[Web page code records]
====

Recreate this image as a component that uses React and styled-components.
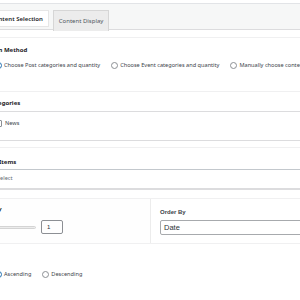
import React from 'react'
import styled, { createGlobalStyle } from 'styled-components'

const GlobalStyle = createGlobalStyle`
  html, body {
    margin: 0;
    background: #fff;
    overflow: hidden;
  }
  body {
    font-family: "Noto Sans", "Open Sans", sans-serif;
    font-size: 5.6px;
    color: #3c434a;
  }
`

const Page = styled.div`
  width: 360px;
  margin-left: -20px;
  padding-top: 3px;
`

const TabBar = styled.div`
  display: flex;
  align-items: flex-start;
  gap: 4px;
  height: 27px;
  padding-left: 2px;
  box-sizing: border-box;
  padding-top: 6px;
  background: #f6f7f7;
  border-top: 1px solid #e2e4e7;
  border-bottom: 1px solid #dcdcde;
`

const Tab = styled.div`
  display: flex;
  align-items: center;
  height: ${(p) => (p.$active ? '17px' : '21px')};
  padding: ${(p) => (p.$active ? '0 5px 0 8px' : '0 5px')};
  background: ${(p) => (p.$active ? '#fff' : '#ececec')};
  border: 1px solid ${(p) => (p.$active ? '#e6e6e6' : '#d6d6d6')};
  border-bottom: ${(p) => (p.$active ? '1px solid #e6e6e6' : 'none')};
  box-sizing: border-box;
  font-size: 6px;
  font-weight: ${(p) => (p.$active ? 600 : 400)};
  color: ${(p) => (p.$active ? '#1d2327' : '#50575e')};
  white-space: nowrap;
`

const Panel = styled.div`
  margin-top: 7px;
  border-top: 1px solid #f0f0f1;
`

const Section = styled.div`
  padding: ${(p) => p.$pad || '8px 0 0'};
  padding-left: 15px;
  border-bottom: 1px solid ${(p) => p.$line || '#f0f0f1'};
`

const Label = styled.div`
  height: 8px;
  line-height: 8px;
  font-size: 6px;
  font-weight: 700;
  color: #1d2327;
  white-space: nowrap;
  margin-left: ${(p) => p.$cut || 0}px;
`

const RadioRow = styled.div`
  display: flex;
  align-items: center;
  gap: 11px;
  height: 8px;
  margin-top: ${(p) => p.$top || 0}px;
`

const Choice = styled.label`
  display: flex;
  align-items: center;
  gap: 2px;
  white-space: nowrap;
`

const Radio = styled.span`
  width: 7px;
  height: 7px;
  border-radius: 50%;
  border: 1px solid ${(p) => (p.$checked ? '#2271b1' : '#8c8f94')};
  box-sizing: border-box;
  background: #fff;
  display: grid;
  place-items: center;
  &::after {
    content: '';
    width: 3px;
    height: 3px;
    border-radius: 50%;
    background: ${(p) => (p.$checked ? '#2271b1' : 'transparent')};
  }
`

const ListBox = styled.div`
  margin-top: ${(p) => p.$top}px;
  border-top: 1px solid ${(p) => p.$topColor || '#dcdcde'};
  border-bottom: ${(p) => p.$bottom || '1px solid #dcdcde'};
  padding: ${(p) => p.$pad};
`

const CheckRow = styled.div`
  display: flex;
  align-items: center;
  gap: 3px;
  height: 8px;
`

const Checkbox = styled.span`
  width: 7px;
  height: 7px;
  border: 1px solid #8c8f94;
  border-radius: 1px;
  box-sizing: border-box;
  background: #fff;
`

const Placeholder = styled.div`
  height: 8px;
  line-height: 8px;
  color: #646970;
  margin-left: ${(p) => p.$cut || 0}px;
`

const Columns = styled.div`
  display: grid;
  grid-template-columns: 171px 1fr;
  border-bottom: 1px solid #f0f0f1;
`

const Column = styled.div`
  padding: ${(p) => p.$pad};
  border-right: ${(p) => (p.$divider ? '1px solid #ececec' : 'none')};
  background: ${(p) => (p.$divider ? '#fefefe' : '#fff')};
`

const SliderRow = styled.div`
  display: flex;
  align-items: center;
  gap: 5px;
  margin-top: 7px;
`

const Track = styled.div`
  width: 41px;
  height: 3px;
  border-radius: 2px;
  background: #ececec;
  border: 1px solid #d4d4d4;
  box-sizing: border-box;
`

const NumberBox = styled.div`
  width: 22px;
  height: 14px;
  border: 1px solid #8c8f94;
  border-radius: 2px;
  box-sizing: border-box;
  padding-left: 5px;
  line-height: 12px;
  font-family: "Liberation Sans", Arial, sans-serif;
  font-size: 6px;
  color: #2c3338;
`

const SmallLabel = styled.div`
  font-family: "Liberation Sans", Arial, sans-serif;
  font-size: 6px;
  font-weight: 700;
  color: #3c434a;
  height: 8px;
  line-height: 8px;
`

const Select = styled.div`
  margin-top: 4px;
  height: 15px;
  border: 1px solid #a7aaad;
  border-radius: 2px;
  box-sizing: border-box;
  padding-left: 3px;
  line-height: 13px;
  font-family: "Liberation Sans", Arial, sans-serif;
  font-size: 7.5px;
  color: #2c3338;
`

export default function App() {
  return (
    <>
      <GlobalStyle />
      <Page>
        <TabBar>
          <Tab $active>Content Selection</Tab>
          <Tab>Content Display</Tab>
        </TabBar>
        <Panel>
          <Section $pad="8px 0 22px">
            <Label $cut={-20}>Selection Method</Label>
            <RadioRow $top={7}>
              <Choice>
                <Radio $checked />
                Choose Post categories and quantity
              </Choice>
              <Choice>
                <Radio />
                Choose Event categories and quantity
              </Choice>
              <Choice>
                <Radio />
                Manually choose content
              </Choice>
            </RadioRow>
          </Section>
          <Section $pad="7px 0 6px">
            <Label $cut={-7}>Categories</Label>
            <ListBox $top={4} $pad="7px 0 13px">
              <CheckRow>
                <Checkbox />
                News
              </CheckRow>
            </ListBox>
          </Section>
          <Section $pad="10px 0 8px">
            <Label $cut={-23}>Selected Items</Label>
            <ListBox $top={3} $topColor="#c3c8cd" $bottom="2px solid #dcdcde" $pad="4px 0 6px">
              <Placeholder $cut={2}>Select</Placeholder>
            </ListBox>
          </Section>
          <Columns>
            <Column $divider $pad="6px 0 9px 15px">
              <Label $cut={-20}>Quantity</Label>
              <SliderRow>
                <Track />
                <NumberBox>1</NumberBox>
              </SliderRow>
            </Column>
            <Column $pad="9px 0 8px 9px">
              <SmallLabel>Order By</SmallLabel>
              <Select>Date</Select>
            </Column>
          </Columns>
          <Section $pad="26px 0 22px" $line="#dcdcde">
            <RadioRow>
              <Choice>
                <Radio $checked />
                Ascending
              </Choice>
              <Choice>
                <Radio />
                Descending
              </Choice>
            </RadioRow>
          </Section>
        </Panel>
      </Page>
    </>
  )
}
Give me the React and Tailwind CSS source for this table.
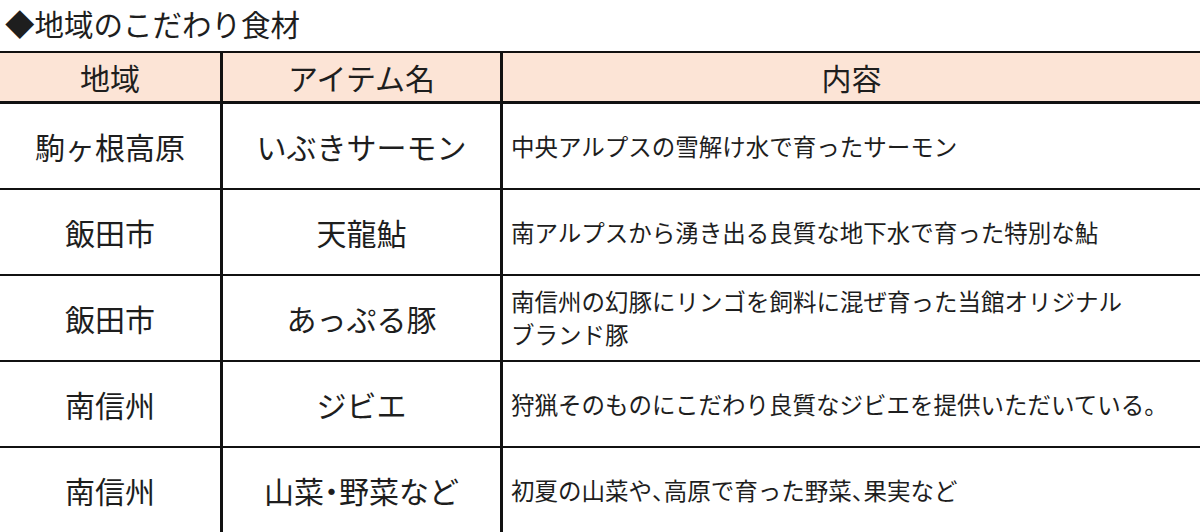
import React from 'react';

const rows = [
  { area: '駒ヶ根高原', item: 'いぶきサーモン', desc: ['中央アルプスの雪解け水で育ったサーモン'] },
  { area: '飯田市', item: '天龍鮎', desc: ['南アルプスから湧き出る良質な地下水で育った特別な鮎'] },
  { area: '飯田市', item: 'あっぷる豚', desc: ['南信州の幻豚にリンゴを飼料に混ぜ育った当館オリジナル', 'ブランド豚'] },
  { area: '南信州', item: 'ジビエ', desc: ['狩猟そのものにこだわり良質なジビエを提供いただいている。'] },
  { area: '南信州', item: '山菜・野菜など', desc: ['初夏の山菜や、高原で育った野菜、果実など'] },
];

const font = { fontFamily: '"Noto Sans CJK JP", "Noto Sans", sans-serif' };

// narrow punctuation like the original's proportional font
const Narrow = ({ text }) =>
  text.split(/([・、])/).map((part, i) =>
    part === '・' || part === '、' ? (
      <span key={i} className="[font-feature-settings:'halt']">{part}</span>
    ) : (
      part
    )
  );

const App = () => {
  return (
    <div className="w-[1200px] h-[532px] bg-white text-[#1e1e1e] overflow-hidden" style={font}>
      <div className="h-[51px] pl-[5px] flex items-center text-[29.5px] leading-none pb-[3px]">
        ◆地域のこだわり食材
      </div>

      <div className="border-t-2 border-[#111]">
        {/* header */}
        <div className="grid grid-cols-[223px_280px_1fr] h-[51px] bg-[#fce4d6] border-b-[3px] border-[#111]">
          <div className="flex items-center justify-center text-[30px] border-r-[3px] border-[#111]">地域</div>
          <div className="flex items-center justify-center text-[30px] border-r-[3px] border-[#111]">アイテム名</div>
          <div className="flex items-center justify-center text-[30px]">内容</div>
        </div>

        {rows.map((row, i) => (
          <div
            key={i}
            className="grid grid-cols-[223px_280px_1fr] h-[86px] border-b-2 border-[#111]"
          >
            <div className="flex items-center justify-center text-[30px] border-r-[3px] border-[#111]">
              {row.area}
            </div>
            <div className="flex items-center justify-center text-[30px] border-r-[3px] border-[#111]">
              <Narrow text={row.item} />
            </div>
            <div className="flex flex-col justify-center pl-[8px] text-[23.5px] leading-[33px]">
              {row.desc.map((line, j) => (
                <div key={j}>
                  <Narrow text={line} />
                </div>
              ))}
            </div>
          </div>
        ))}
      </div>
    </div>
  );
};

export default App;
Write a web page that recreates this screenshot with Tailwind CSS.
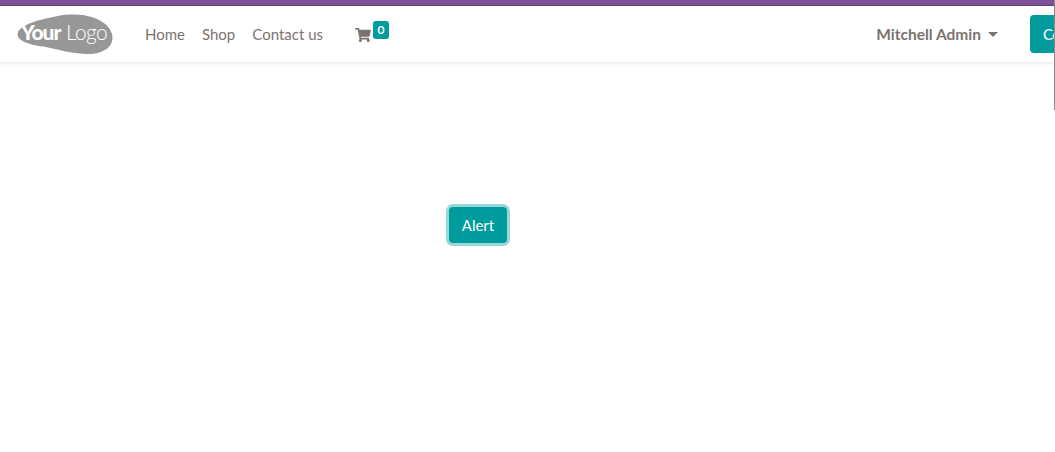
<!DOCTYPE html>
<html lang="en">
<head>
  <meta charset="UTF-8" />
  <title>Alert</title>
  <script src="https://cdn.jsdelivr.net/npm/@tailwindcss/browser@4"></script>
</head>
<body class="bg-white h-[452px] w-[1055px] overflow-hidden relative font-['Lato',sans-serif] text-[15px] text-[#7b7372]">
  <div class="h-[6px] bg-[#7c5197] border-b border-[#5f3f75]"></div>

  <header class="h-[56px] bg-white shadow-[0_1px_4px_rgba(0,0,0,0.12)] flex items-center pl-[18px] whitespace-nowrap">
    <svg class="w-[95px] h-[40px] shrink-0 overflow-visible" viewBox="0 0 95 40">
      <path d="M0 18C5 9 25 5 40 2C60-2 88 2 94 20C97 33 85 40 70 40C55 40 42 36 28 33C14 31-3 28 0 18Z" fill="#979797" />
      <text x="3" y="26" font-family="Lato" font-weight="900" font-size="21" letter-spacing="-1" fill="#fff">Your</text>
      <text x="48" y="26" font-family="Lato" font-weight="300" font-size="21" letter-spacing="-0.6" fill="#fff">Logo</text>
    </svg>

    <nav class="flex items-center gap-[17px] ml-8">
      <a href="#">Home</a>
      <a href="#">Shop</a>
      <a href="#">Contact us</a>
    </nav>

    <a href="#" class="flex ml-8 h-[38px] items-center relative">
      <svg class="w-[16px] h-[14px] mt-[1px]" viewBox="0 0 576 512" fill="#7b7372">
        <path d="M528 301l47-208c3-15-8-29-23-29H159l-9-47C148 7 138 0 127 0H24C11 0 0 11 0 24v16c0 13 11 24 24 24h70l70 343c-17 10-28 28-28 49 0 31 25 56 56 56s56-25 56-56c0-16-6-30-17-40h210c-11 10-17 24-17 40 0 31 25 56 56 56s56-25 56-56c0-22-13-41-31-50l5-24c3-15-8-29-23-29H213l-7-32h299c11 0 21-8 23-19z" />
      </svg>
      <span class="ml-[2px] -mt-[9px] w-[16px] h-[18px] rounded-[3px] bg-[#009b9d] text-white text-[12px] font-bold flex items-center justify-center">0</span>
    </a>

    <div class="ml-auto flex items-center">
      <a href="#" class="flex items-center font-bold text-[15.5px] pt-px">
        Mitchell Admin
        <span class="ml-[7px] border-t-[5px] border-x-[5px] border-t-[#7b7372] border-x-transparent"></span>
      </a>
      <a href="#" class="ml-[32px] w-[25px] h-[38px] pl-[13px] bg-[#009b9d] text-white tracking-[-0.5px] rounded-l-[4px] flex items-center overflow-hidden">Contact</a>
    </div>
  </header>

  <main class="pt-[145px] pl-[449px]">
    <button class="w-[58px] h-[36px] bg-[#009b9d] text-white rounded-[4px] shadow-[0_0_0_3px_rgba(0,155,157,0.4)]">Alert</button>
  </main>

  <div class="absolute right-0 top-0 w-px h-[110px] bg-[#8a8a8a]"></div>
</body>
</html>
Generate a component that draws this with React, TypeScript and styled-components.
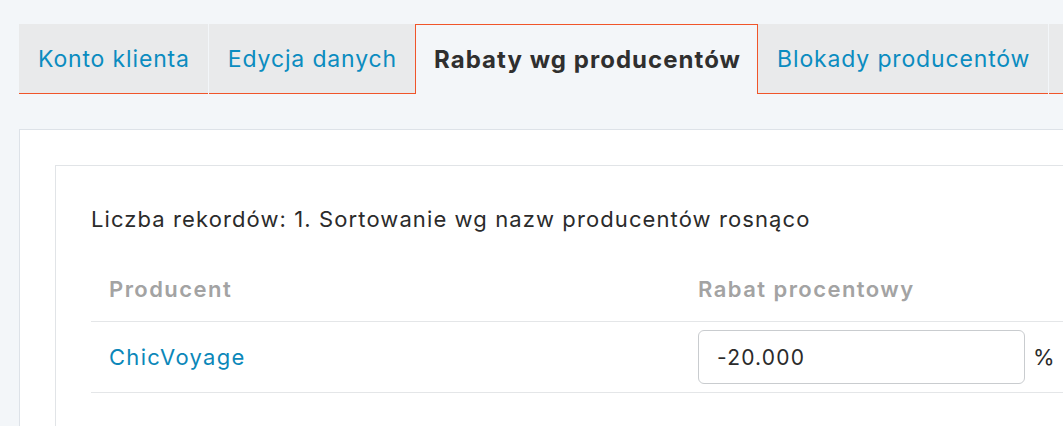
import styled, { createGlobalStyle } from 'styled-components';

const GlobalStyle = createGlobalStyle`
  body {
    margin: 0;
    background: #f3f6f9;
    font-family: Inter, "Noto Sans", sans-serif;
    color: #2b2b2b;
    overflow: hidden;
  }
`;

const Page = styled.div`
  width: 1200px;
  padding: 24px 0 0 19px;
`;

const TabBar = styled.div`
  display: flex;
  gap: 1px;
`;

const Tab = styled.div<{ $active?: boolean }>`
  height: 70px;
  min-width: 60px;
  box-sizing: border-box;
  display: flex;
  align-items: center;
  padding: ${(p) => (p.$active ? '0 16px 0 18px' : '0 18px 0 19px')};
  white-space: nowrap;
  font-size: ${(p) => (p.$active ? '24px' : '23px')};
  letter-spacing: ${(p) => (p.$active ? '1.05px' : '0.85px')};
  background: ${(p) => (p.$active ? '#f3f6f9' : '#e9eaeb')};
  color: ${(p) => (p.$active ? '#2f2f2f' : '#0b8cc0')};
  font-weight: ${(p) => (p.$active ? 700 : 400)};
  border-style: solid;
  border-color: #f0552a;
  border-width: ${(p) => (p.$active ? '1px 1px 0 1px' : '0 0 1px 0')};
  margin: ${(p) => (p.$active ? '0 -1px' : '0')};
  position: relative;
  z-index: ${(p) => (p.$active ? 1 : 0)};
`;

const Card = styled.div<{ $inner?: boolean }>`
  background: #fff;
  border: 1px solid ${(p) => (p.$inner ? '#e1e4e7' : '#dde2e8')};
  padding: 35px;
  margin-top: ${(p) => (p.$inner ? '0' : '35px')};
  min-height: 300px;
`;

const Caption = styled.div`
  font-size: 22px;
  letter-spacing: 1.1px;
  line-height: 36px;
  color: #2b2b2b;
  margin-bottom: 20px;
`;

const Table = styled.div`
  display: grid;
  grid-template-columns: 589px 1fr;
`;

const HeadCell = styled.div`
  height: 64px;
  display: flex;
  align-items: center;
  padding: 0 18px;
  font-size: 22px;
  letter-spacing: 1.45px;
  font-weight: 600;
  color: #a3a3a3;
  border-bottom: 1px solid #e4e6e8;
`;

const Cell = styled.div`
  height: 71px;
  box-sizing: border-box;
  display: flex;
  align-items: center;
  gap: 8px;
  padding: 0 18px;
  font-size: 22px;
  border-bottom: 1px solid #e4e6e8;
`;

const Link = styled.a`
  color: #0b87b9;
  text-decoration: none;
  letter-spacing: 1.3px;
`;

const Input = styled.input`
  width: 327px;
  height: 54px;
  box-sizing: border-box;
  border: 1px solid #c9cccf;
  border-radius: 6px;
  padding: 0 18px;
  font-family: inherit;
  font-size: 21px;
  letter-spacing: 1.2px;
  color: #2b2b2b;
  background: #fff;
  outline: none;
`;

const Unit = styled.span`
  font-size: 22px;
  color: #2b2b2b;
`;

export default function App() {
  return (
    <>
      <GlobalStyle />
      <Page>
        <TabBar>
          <Tab>Konto klienta</Tab>
          <Tab>Edycja danych</Tab>
          <Tab $active>Rabaty wg producentów</Tab>
          <Tab>Blokady producentów</Tab>
          <Tab aria-label="Więcej" />
        </TabBar>
        <Card>
          <Card $inner>
            <Caption>Liczba rekordów: 1. Sortowanie wg nazw producentów rosnąco</Caption>
            <Table>
              <HeadCell>Producent</HeadCell>
              <HeadCell>Rabat procentowy</HeadCell>
              <Cell>
                <Link href="#">ChicVoyage</Link>
              </Cell>
              <Cell>
                <Input defaultValue="-20.000" />
                <Unit>%</Unit>
              </Cell>
            </Table>
          </Card>
        </Card>
      </Page>
    </>
  );
}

====

*What the task requires*.
Find the word "this" in the entries, and copy every line it shows up in.

*The reply*.
Recreate this image as a component that uses React and styled-components.
Give me the React and Tailwind CSS source for this table.
Write a web page that recreates this screenshot with Tailwind CSS.
Generate a component that draws this with React, TypeScript and styled-components.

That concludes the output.